◆ **GIVEN MATERIAL**:

☆ ☆ ☆

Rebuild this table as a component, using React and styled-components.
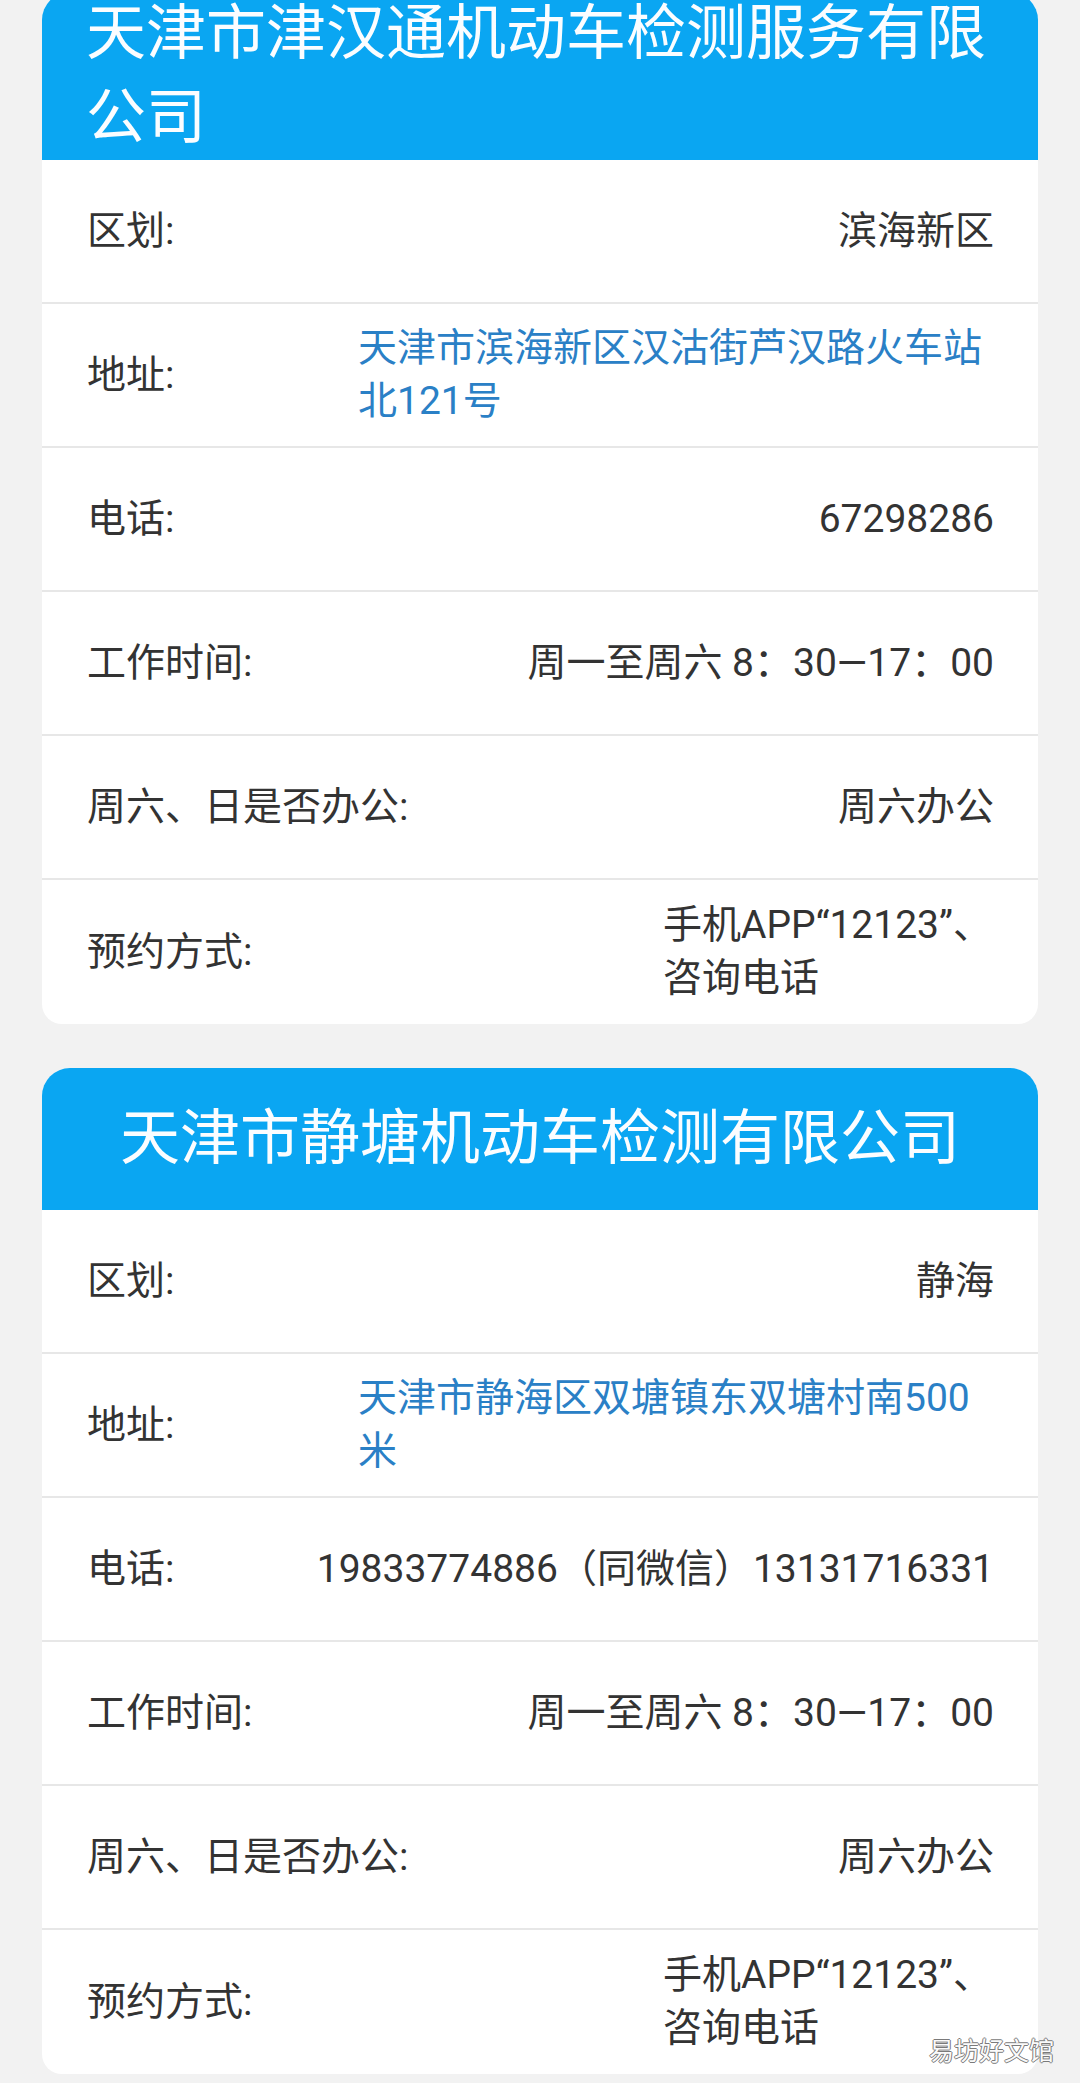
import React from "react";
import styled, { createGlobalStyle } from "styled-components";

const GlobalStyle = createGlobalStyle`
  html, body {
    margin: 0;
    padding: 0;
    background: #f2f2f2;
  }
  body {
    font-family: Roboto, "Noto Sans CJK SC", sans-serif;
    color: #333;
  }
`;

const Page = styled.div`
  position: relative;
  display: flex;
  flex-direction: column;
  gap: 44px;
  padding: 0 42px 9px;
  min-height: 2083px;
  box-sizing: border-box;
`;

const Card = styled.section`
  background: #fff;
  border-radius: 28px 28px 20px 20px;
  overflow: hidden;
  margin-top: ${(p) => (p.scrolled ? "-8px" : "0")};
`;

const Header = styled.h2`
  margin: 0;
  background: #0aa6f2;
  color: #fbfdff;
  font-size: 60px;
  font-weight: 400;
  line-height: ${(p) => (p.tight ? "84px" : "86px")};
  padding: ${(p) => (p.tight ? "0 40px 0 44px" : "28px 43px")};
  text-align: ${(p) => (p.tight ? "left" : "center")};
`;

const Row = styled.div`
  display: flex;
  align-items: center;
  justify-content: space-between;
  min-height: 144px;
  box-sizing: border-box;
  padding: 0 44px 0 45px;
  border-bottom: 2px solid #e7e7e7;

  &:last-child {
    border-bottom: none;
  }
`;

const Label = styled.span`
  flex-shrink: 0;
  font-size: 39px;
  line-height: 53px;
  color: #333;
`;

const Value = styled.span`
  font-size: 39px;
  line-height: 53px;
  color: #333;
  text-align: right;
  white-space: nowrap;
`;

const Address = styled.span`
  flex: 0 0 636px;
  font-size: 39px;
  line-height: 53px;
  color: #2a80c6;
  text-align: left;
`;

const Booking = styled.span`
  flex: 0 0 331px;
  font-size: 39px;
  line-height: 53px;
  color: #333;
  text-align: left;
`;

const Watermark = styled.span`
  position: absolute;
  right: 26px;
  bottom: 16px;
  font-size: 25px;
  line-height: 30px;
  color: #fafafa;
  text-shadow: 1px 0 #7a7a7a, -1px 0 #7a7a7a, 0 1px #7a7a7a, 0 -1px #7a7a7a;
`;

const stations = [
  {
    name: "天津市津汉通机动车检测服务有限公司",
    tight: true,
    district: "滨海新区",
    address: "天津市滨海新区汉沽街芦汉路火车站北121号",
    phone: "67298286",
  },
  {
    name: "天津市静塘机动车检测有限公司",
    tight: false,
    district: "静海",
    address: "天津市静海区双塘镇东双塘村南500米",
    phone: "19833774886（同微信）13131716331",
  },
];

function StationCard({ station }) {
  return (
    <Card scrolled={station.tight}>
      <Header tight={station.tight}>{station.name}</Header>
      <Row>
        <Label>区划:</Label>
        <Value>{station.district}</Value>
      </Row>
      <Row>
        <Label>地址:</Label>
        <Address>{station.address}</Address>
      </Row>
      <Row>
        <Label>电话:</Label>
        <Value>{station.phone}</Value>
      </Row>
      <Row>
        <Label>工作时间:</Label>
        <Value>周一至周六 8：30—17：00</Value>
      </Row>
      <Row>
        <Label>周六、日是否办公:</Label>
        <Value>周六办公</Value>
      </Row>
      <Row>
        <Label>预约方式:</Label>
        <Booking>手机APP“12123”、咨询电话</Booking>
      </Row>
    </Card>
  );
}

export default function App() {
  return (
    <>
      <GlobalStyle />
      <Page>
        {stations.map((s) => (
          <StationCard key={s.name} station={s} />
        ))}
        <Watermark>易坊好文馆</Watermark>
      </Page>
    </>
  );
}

☆ ☆ ☆

◆ **GOAL**: Search the data for "React" and list every line in which it occurs.

◆ **OUTPUT FOR THIS EXERCISE**:
Rebuild this table as a component, using React and styled-components.
import React from "react";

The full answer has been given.